Sendo impossível fazer amigos sem que a relação ganhe contornos de nível superior, Mauro preencheu um formulário requerendo “amizades aleatórias sem conflito” e se inscreveu numa escola pública, atitude a que seu tutor master teria dito “se prefere morrer de novo, tudo bem”. Então no início da semana seguinte, Mauro começou um experimento dentro do experimento que era estar vivo de novo depois de um sono de 40 anos: o que seria ter amigos de verdade? como seria a socialização de um adolescente de 52 anos? a escola teria acompanhado a evolução dos costumes forçada pela revolução tecnológica? O objeto-mauro sobreviveria ao ensino médio?

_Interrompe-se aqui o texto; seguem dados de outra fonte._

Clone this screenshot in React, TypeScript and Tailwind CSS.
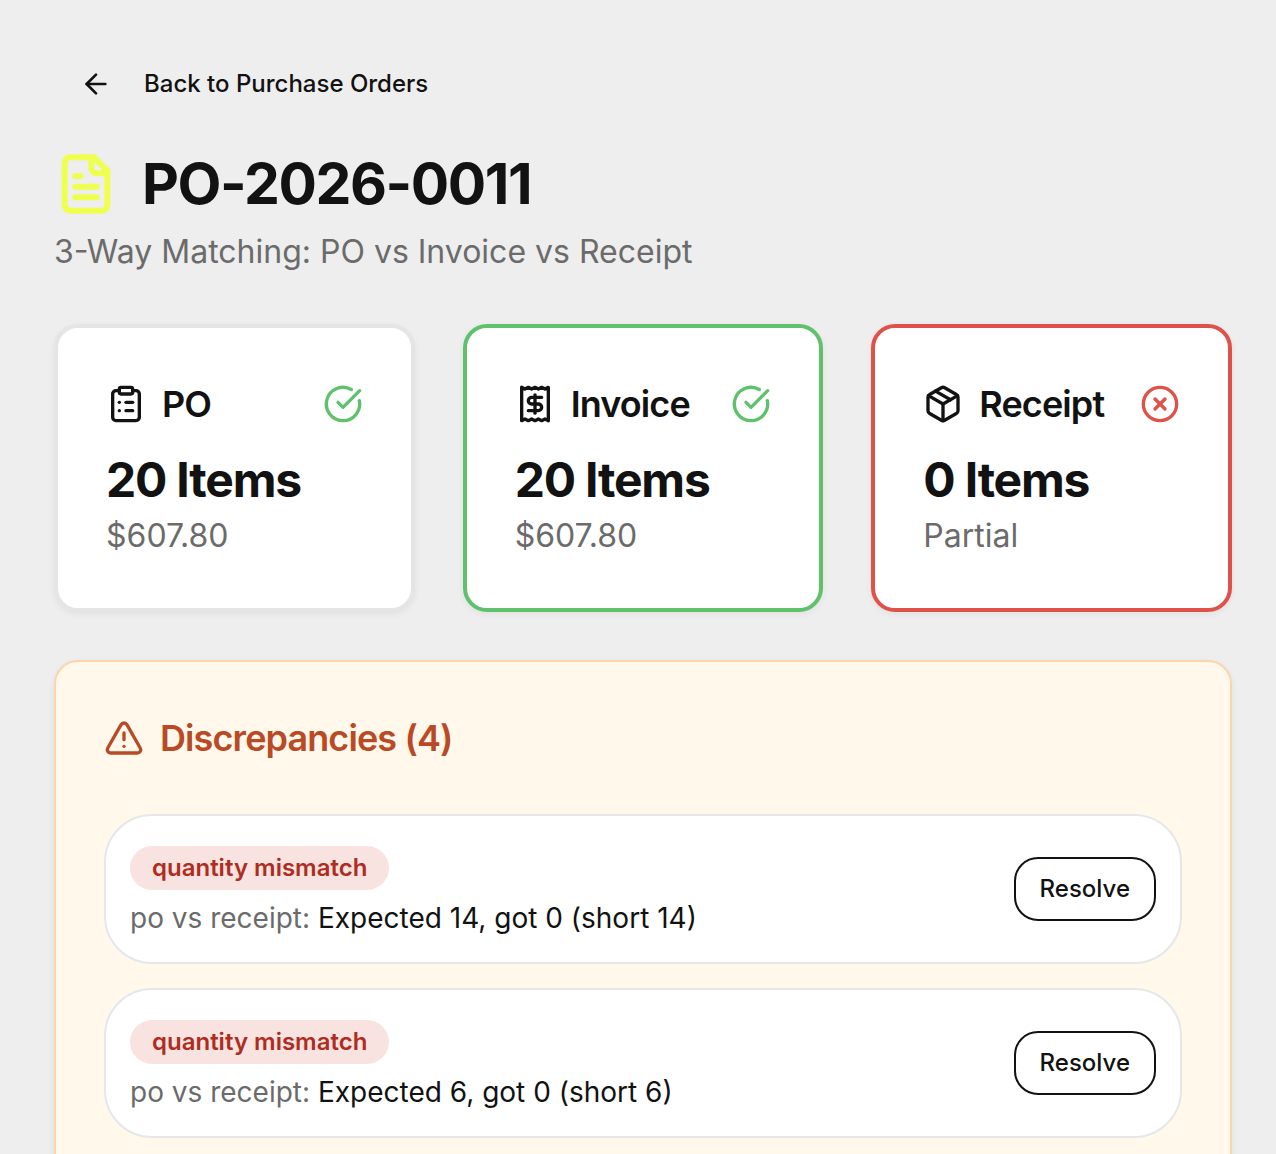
import type { ComponentType } from "react";
import clsx from "clsx";
import { ArrowLeft, CircleCheckBig, CircleX, ClipboardList, Package, TriangleAlert } from "lucide-react";

type IconProps = { size?: number; className?: string };

type Summary = {
  label: string;
  icon: ComponentType<IconProps>;
  count: number;
  detail: string;
  ok: boolean;
  border: string;
};

function FileTextIcon({ size = 24, className }: IconProps) {
  return (
    <svg
      width={size}
      height={size}
      viewBox="0 0 24 24"
      fill="none"
      stroke="currentColor"
      strokeWidth={2.25}
      strokeLinecap="round"
      strokeLinejoin="round"
      className={className}
      aria-hidden
    >
      <path d="M15 2H6a2 2 0 0 0-2 2v16a2 2 0 0 0 2 2h12a2 2 0 0 0 2-2V7Z" />
      <path d="M14 2v4a2 2 0 0 0 2 2h4" />
      <path d="M10 9H8" />
      <path d="M16 13H8" />
      <path d="M16 17H8" />
    </svg>
  );
}

function ReceiptIcon({ size = 24, className }: IconProps) {
  return (
    <svg
      width={size}
      height={size}
      viewBox="0 0 24 24"
      fill="none"
      stroke="currentColor"
      strokeWidth={2}
      strokeLinecap="round"
      strokeLinejoin="round"
      className={className}
      aria-hidden
    >
      <path d="M4 2v20l2-1 2 1 2-1 2 1 2-1 2 1 2-1 2 1V2l-2 1-2-1-2 1-2-1-2 1-2-1-2 1Z" />
      <path d="M16 8h-6a2 2 0 1 0 0 4h4a2 2 0 1 1 0 4H8" />
      <path d="M12 17.5v-11" />
    </svg>
  );
}

const summaries: Summary[] = [
  { label: "PO", icon: ClipboardList, count: 20, detail: "$607.80", ok: true, border: "border-[#e5e5e5]" },
  { label: "Invoice", icon: ReceiptIcon, count: 20, detail: "$607.80", ok: true, border: "border-[#5fc16c]" },
  { label: "Receipt", icon: Package, count: 0, detail: "Partial", ok: false, border: "border-[#df524a]" },
];

const totalDiscrepancies = 4;

const discrepancies = [
  { id: 1, type: "quantity mismatch", source: "po vs receipt", expected: 14, got: 0 },
  { id: 2, type: "quantity mismatch", source: "po vs receipt", expected: 6, got: 0 },
];

function SummaryCard({ label, icon: Icon, count, detail, ok, border }: Summary) {
  return (
    <div className={clsx("rounded-3xl border-4 bg-white p-12 shadow-[0_2px_6px_rgba(0,0,0,0.06)]", border)}>
      <div className="mb-4 flex items-center justify-between">
        <div className="flex items-center gap-4">
          <Icon size={40} className="shrink-0" />
          <h2 className="text-[36px] leading-14 font-semibold tracking-tight">{label}</h2>
        </div>
        {ok ? (
          <CircleCheckBig size={40} className="shrink-0 text-[#5fc16c]" />
        ) : (
          <CircleX size={40} className="shrink-0 text-[#df524a]" />
        )}
      </div>
      <p className="text-5xl leading-16 font-bold tracking-tight">{count} Items</p>
      <p className="text-[32px] leading-12 text-[#6b6b6b]">{detail}</p>
    </div>
  );
}

export default function App() {
  return (
    <main className="h-screen overflow-hidden bg-[#eeeeee] pt-[52px] pr-11 pl-[54px] font-['Inter',sans-serif] text-[#121212] antialiased">
      <a href="#purchase-orders" className="inline-flex h-16 items-center gap-8 px-[26px] text-2xl font-medium">
        <ArrowLeft size={32} />
        Back to Purchase Orders
      </a>

      <header className="mt-8">
        <div className="flex items-center gap-6">
          <FileTextIcon size={64} className="shrink-0 text-[#eeff4f]" />
          <h1 className="text-[57px] leading-[72px] font-bold tracking-tight">PO-2026-0011</h1>
        </div>
        <p className="mt-2 text-[32px] leading-12 text-[#6b6b6b]">3-Way Matching: PO vs Invoice vs Receipt</p>
      </header>

      <div className="mt-12 grid grid-cols-3 gap-12">
        {summaries.map((s) => (
          <SummaryCard key={s.label} {...s} />
        ))}
      </div>

      <section className="mt-12 rounded-3xl border-2 border-[#fbd5ad] bg-[#fff8eb] p-12 shadow-[0_2px_6px_rgba(0,0,0,0.06)]">
        <div className="flex items-center gap-4 text-[#b94a25]">
          <TriangleAlert size={40} />
          <h2 className="text-[36px] leading-14 font-semibold tracking-tight">Discrepancies ({totalDiscrepancies})</h2>
        </div>

        <ul className="mt-12 flex flex-col gap-6">
          {discrepancies.map((d) => (
            <li
              key={d.id}
              className="flex items-center justify-between rounded-[48px] border-2 border-[#e5e7eb] bg-white p-6"
            >
              <div className="flex flex-col items-start gap-2 pt-1.5">
                <span className="flex h-11 items-center rounded-full bg-[#f9e3e1] px-[22px] text-2xl font-semibold text-[#ad2d22]">
                  {d.type}
                </span>
                <p className="text-[28px] leading-10">
                  <span className="text-[#6b6b6b]">{d.source}:</span> Expected {d.expected}, got {d.got} (short{" "}
                  {d.expected - d.got})
                </p>
              </div>
              <button
                type="button"
                className="h-16 rounded-3xl border-2 border-[#121212] bg-white px-6 text-2xl font-medium"
              >
                Resolve
              </button>
            </li>
          ))}
        </ul>
      </section>
    </main>
  );
}
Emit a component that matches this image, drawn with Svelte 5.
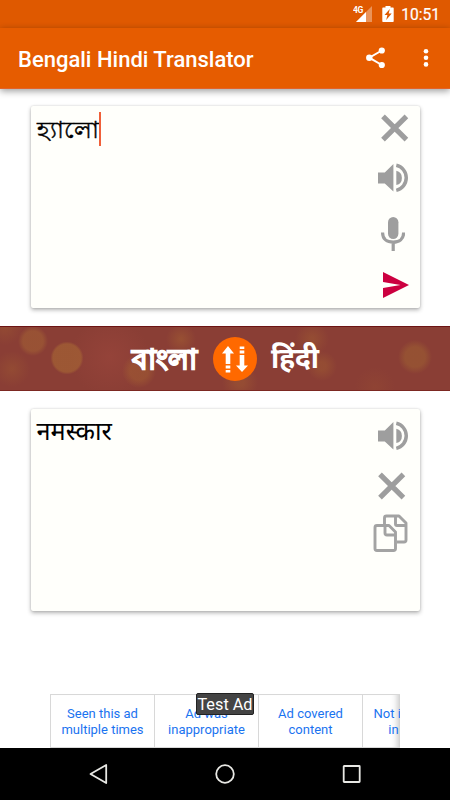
<script lang="ts">
    let source = 'হ্যালো';
    let result = 'नमस्कार';

    const adReasons = [
        ['Seen this ad', 'multiple times'],
        ['Ad was', 'inappropriate'],
        ['Ad covered', 'content'],
        ['Not interested', 'in this ad']
    ];

    const swap = () => {
        [source, result] = [result, source];
    }
</script>

{#snippet closeIcon()}
    <svg width="28" height="28" viewBox="0 0 28 28">
        <path d="M2 2.300 25.400 25.700M25.400 2.300 2 25.700" stroke="#9e9e9e" stroke-width="5.200" />
    </svg>
{/snippet}

{#snippet speakerIcon()}
    <svg width="31" height="30" viewBox="0 0 31 30" fill="#9e9e9e">
        <path d="M0 9.600H6.800L15.400 1V28.500L6.800 20.400H0Z" />
        <path d="M18.300 7.800A7.300 7.300 0 0 1 18.300 22Z" />
        <path d="M18.300 2.300A12.400 12.800 0 0 1 18.300 27.400" fill="none" stroke="#9e9e9e" stroke-width="3.500" />
    </svg>
{/snippet}

<div class="screen">
    <div class="statusBar">
        <svg class="signal" width="21" height="18" viewBox="0 0 21 18">
            <path d="M19 1V17H3Z" fill="#fff" opacity=".35" />
            <path d="M13 7V17H3Z" fill="#fff" />
            <text x="0" y="8" class="network">4G</text>
        </svg>
        <svg class="battery" width="12" height="17" viewBox="0 0 12 17">
            <path d="M3.500 0h5v1.500H11q.7 0 .7.8v13q0 .7-.7.7H1q-.7 0-.7-.7v-13q0-.8.7-.8h2.500Z" fill="#fff" />
            <path d="M7.800 3 2.500 9h2.900l-1.200 5L9.700 7.600H6.700Z" fill="#df5900" />
        </svg>
        <span class="clock">10:51</span>
    </div>
    <div class="toolbar">
        <h1>Bengali Hindi Translator</h1>
        <svg class="share" width="20" height="22" viewBox="0 0 20 22">
            <path d="M15.800 3.500 3.300 10.700 15.800 18" fill="none" stroke="#fff" stroke-width="2" />
            <circle cx="15.800" cy="3.500" r="3.100" fill="#fff" />
            <circle cx="3.300" cy="10.700" r="3.200" fill="#fff" />
            <circle cx="15.800" cy="18" r="3.100" fill="#fff" />
        </svg>
        <svg width="6" height="20" viewBox="0 0 6 20" fill="#fff">
            <circle cx="3" cy="3.200" r="2.300" />
            <circle cx="3" cy="9.800" r="2.300" />
            <circle cx="3" cy="16.400" r="2.300" />
        </svg>
    </div>

    <div class="card">
        <div class="text"><span class="bengali">{source}</span><span class="caret"></span></div>
        <div class="actions sourceActions">
            {@render closeIcon()}
            <div class="speak">{@render speakerIcon()}</div>
            <svg class="mic" width="24" height="34" viewBox="0 0 24 34">
                <rect x="7" y="0" width="10.400" height="22" rx="5.200" fill="#9e9e9e" />
                <path d="M1.600 15.500V16C1.600 21.800 6 25.200 12.200 25.200S22.600 21.800 22.600 16v-.500M12.200 25V34" fill="none" stroke="#9e9e9e" stroke-width="3.200" />
            </svg>
            <svg class="send" width="26" height="26" viewBox="0 0 26 26">
                <path d="M0 0 26 13 0 26V16L17.500 13 0 10Z" fill="#cc0040" />
            </svg>
        </div>
    </div>

    <div class="languages">
        <span class="from">বাংলা</span>
        <button aria-label="Swap languages" on:click={swap}>
            <svg width="44" height="44" viewBox="0 0 44 44" fill="#fff">
                <path d="M15 9 21 16.500H17.300V27H12.700V16.500H9ZM12.700 28.500h4.600v3h-4.600ZM12.700 33h4.600v2.500h-4.600Z" />
                <path d="M29 35 35 28.500H31.300V18H26.700V28.500H23ZM26.700 13.500h4.600v3h-4.600ZM26.700 9.500h4.600v2.500h-4.600Z" />
            </svg>
        </button>
        <span class="to">हिंदी</span>
    </div>

    <div class="card resultCard">
        <div class="text"><span class="hindi">{result}</span></div>
        <div class="actions resultActions">
            {@render speakerIcon()}
            <div class="clear">{@render closeIcon()}</div>
            <svg class="copy" width="35" height="38" viewBox="0 0 35 38" fill="none" stroke="#a3a3a3" stroke-width="2.900" stroke-linejoin="round">
                <path d="M11.500 10.500V4Q11.500 2 13.500 2H26L33 9V26Q33 28 31 28H24" />
                <path d="M22.500 2V10Q22.500 11.500 24 11.500H33" />
                <path d="M4 11.500H16L22.500 18V34.500Q22.500 36.500 20.500 36.500H4Q2 36.500 2 34.500V13.500Q2 11.500 4 11.500Z" />
                <path d="M12 11.500V19Q12 21 14 21H22.500" />
            </svg>
        </div>
    </div>

    <div class="adArea">
        <div class="ad">
            {#each adReasons as reason}
                <div class="reason">{reason[0]}<br />{reason[1]}</div>
            {/each}
        </div>
        <span class="testLabel">Test Ad</span>
    </div>

    <div class="navBar">
        <svg width="20" height="22" viewBox="0 0 20 22"><path d="M18.200 2V20L2.500 11Z" /></svg>
        <svg width="20" height="20" viewBox="0 0 20 20"><circle cx="10" cy="10" r="8.800" /></svg>
        <svg width="20" height="20" viewBox="0 0 20 20"><rect x="1.700" y="2" width="16" height="16" rx=".5" /></svg>
    </div>
</div>

<style>
    :global(body) {
        margin: 0;
        background: #fff;
    }

    .screen {
        display: flex;
        flex-direction: column;
        width: 450px;
        height: 800px;
        overflow: hidden;
        background: #fff;
        font-family: Roboto, "Noto Sans", sans-serif;
    }

    svg {
        display: block;
        flex: none;
    }

    .statusBar {
        display: flex;
        justify-content: flex-end;
        align-items: flex-start;
        box-sizing: border-box;
        height: 28px;
        padding: 5px 10px 0 0;
        background: #df5900;
        color: #fff;
    }

    .signal {
        margin-right: 8px;
    }

    .battery {
        margin-top: 1px;
        margin-right: 7px;
    }

    .network {
        font-size: 8.500px;
        font-weight: 700;
        letter-spacing: -.5px;
        fill: #fff;
    }

    .clock {
        font-size: 15.600px;
        font-weight: 400;
        line-height: 20px;
        -webkit-text-stroke: .2px #fff;
    }

    .toolbar {
        display: flex;
        align-items: center;
        box-sizing: border-box;
        height: 61px;
        padding: 0 21px 0 18px;
        flex: none;
        background: #e65c00;
        border-bottom: 1px solid #e2622a;
        box-shadow: 0 2px 7px rgba(0, 0, 0, .4);
    }

    h1 {
        flex: 1;
        margin: 2px 0 0;
        color: #fff;
        font-size: 22px;
        font-weight: 500;
        white-space: nowrap;
    }

    .share {
        margin-right: 37px;
    }

    .card {
        display: flex;
        justify-content: space-between;
        box-sizing: border-box;
        width: 389px;
        height: 202px;
        margin: 17px 0 0 30.500px;
        flex: none;
        border-radius: 2px;
        background: #fffffb;
        box-shadow: 0 2px 4px rgba(0, 0, 0, .3), 0 0 2px rgba(0, 0, 0, .15);
    }

    .resultCard {
        margin-top: 18px;
    }

    .text {
        display: flex;
        height: 34px;
        padding: 6px 0 0 6px;
        color: #000;
        line-height: 34px;
        white-space: nowrap;
    }

    .bengali {
        padding-top: 1px;
        font-size: 23.800px;
        -webkit-text-stroke: .4px #000;
    }

    .hindi {
        font-size: 25.300px;
    }

    .caret {
        width: 2px;
        height: 34px;
        background: #f0603a;
    }

    .sourceActions {
        width: 39px;
        padding: 8px 0 0 8px;
    }

    .speak {
        margin: 21px 0 0 -3px;
    }

    .mic {
        margin-top: 24px;
    }

    .send {
        margin: 21px 0 0 2px;
    }

    .resultActions {
        width: 42px;
        padding: 12px 0 0 5px;
    }

    .clear {
        margin-top: 21px;
    }

    .copy {
        margin: 14px 0 0 -5px;
    }

    .languages {
        display: flex;
        align-items: center;
        box-sizing: border-box;
        height: 65px;
        margin-top: 18px;
        padding-left: 132px;
        flex: none;
        border-top: 1px solid #6c1414;
        border-bottom: 1px solid #7c2822;
        background:
            radial-gradient(circle at 67px 31px, rgba(164, 98, 52, .7) 14px, transparent 16.500px),
            radial-gradient(circle at 33px 14px, rgba(164, 98, 52, .55) 10px, transparent 15px),
            radial-gradient(circle at 415px 30px, rgba(155, 91, 50, .65) 10px, transparent 17px),
            radial-gradient(circle at 139px 44px, rgba(160, 90, 50, .6) 9px, transparent 17px),
            radial-gradient(circle at 181px 12px, rgba(160, 90, 50, .6) 1px, transparent 15px),
            radial-gradient(circle at 312px 12px, rgba(155, 85, 50, .6) 2px, transparent 17px),
            radial-gradient(circle at 322px 39px, rgba(155, 85, 50, .6) 4px, transparent 15px),
            radial-gradient(circle at 240px 55px, rgba(160, 90, 50, .5) 4px, transparent 18px),
            radial-gradient(circle at 12px 42px, rgba(155, 85, 50, .5) 1px, transparent 18px),
            radial-gradient(circle at 5px 0, rgba(155, 85, 50, .5) 1px, transparent 18px),
            radial-gradient(circle at 375px 60px, rgba(150, 75, 50, .4) 1px, transparent 20px),
            radial-gradient(circle at 110px 30px, rgba(155, 70, 60, .6) 1px, transparent 40px),
            #8a3e35;
        color: #fff;
        font-weight: 700;
    }

    .languages span {
        font-size: 28px;
        line-height: 40px;
        white-space: nowrap;
    }

    .languages .from {
        width: 67px;
        padding-top: 2px;
        -webkit-text-stroke: 1.300px #fff;
    }

    .languages .to {
        padding-top: 1px;
    }

    button {
        width: 44px;
        height: 44px;
        margin: 1px 14px 0;
        padding: 0;
        border: 0;
        border-radius: 50%;
        background: #ff6900;
    }

    .adArea {
        position: relative;
        height: 137px;
        flex: none;
    }

    .ad {
        display: flex;
        box-sizing: border-box;
        width: 350px;
        height: 54px;
        margin: 83px 0 0 50px;
        overflow: hidden;
        border-top: 1px solid #d8d8d8;
        border-bottom: 1px solid #d8d8d8;
        box-shadow: inset -9px 0 7px -7px rgba(0, 0, 0, .25);
    }

    .reason {
        box-sizing: border-box;
        width: 104px;
        padding-top: 11px;
        flex: none;
        border-left: 1px solid #d8d8d8;
        color: #1a73f0;
        font-size: 13px;
        line-height: 15.500px;
        text-align: center;
    }

    .testLabel {
        position: absolute;
        top: 82px;
        left: 196px;
        box-sizing: border-box;
        width: 58px;
        height: 22px;
        border: 1px solid #222;
        border-radius: 2px;
        background: #444;
        color: #fff;
        font-size: 16.300px;
        line-height: 21px;
        text-align: center;
        white-space: nowrap;
    }

    .navBar {
        display: flex;
        justify-content: space-between;
        align-items: center;
        box-sizing: border-box;
        height: 52px;
        margin-top: auto;
        padding: 0 88px;
        flex: none;
        background: #000;
    }

    .navBar svg {
        fill: none;
        stroke: #e8e8e4;
        stroke-width: 1.800;
        stroke-linejoin: round;
    }
</style>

Ali está o muro da escola com seus arames farpados, à direita câmeras de segurança e à esquerda árvores arrancadas antes da primavera sem motivo que justifique o dano. O calor irradia ondas de 41 graus sobre telhados de amianto. É hora do intervalo, inspetores gritam “não façam isso” para um grupo de meninas que se fotografam simulando uma briga. As salas de aula só abrem por dentro. Professores ensinam a importância da obediência em primeiro lugar. Lousa e giz, cadernos para copiar matéria, a educação bancária com ares de progressão continuada forma operários alienados para todo tipo de fábrica; senso crítico nenhum, todos obedecem para ganhar crédito. Tudo no devido lugar, o velho Mauro está em casa.

Mauro que não se chama Mauro, meu colega de classe na 8ª série C, acabara de votar e passa por mim. Saio do devaneio da ficção para ser reconhecido apesar da minha barba grande e prateada pelo tempo. Num segundo de olhar cruzado, pude sentir a crueldade da criança que envelhece cruel. O cidadão me cumprimenta fazendo arminha com os dedos polegar e indicador. Ignoro a ruína onde estamos desejando novos ares para a democracia no planeta.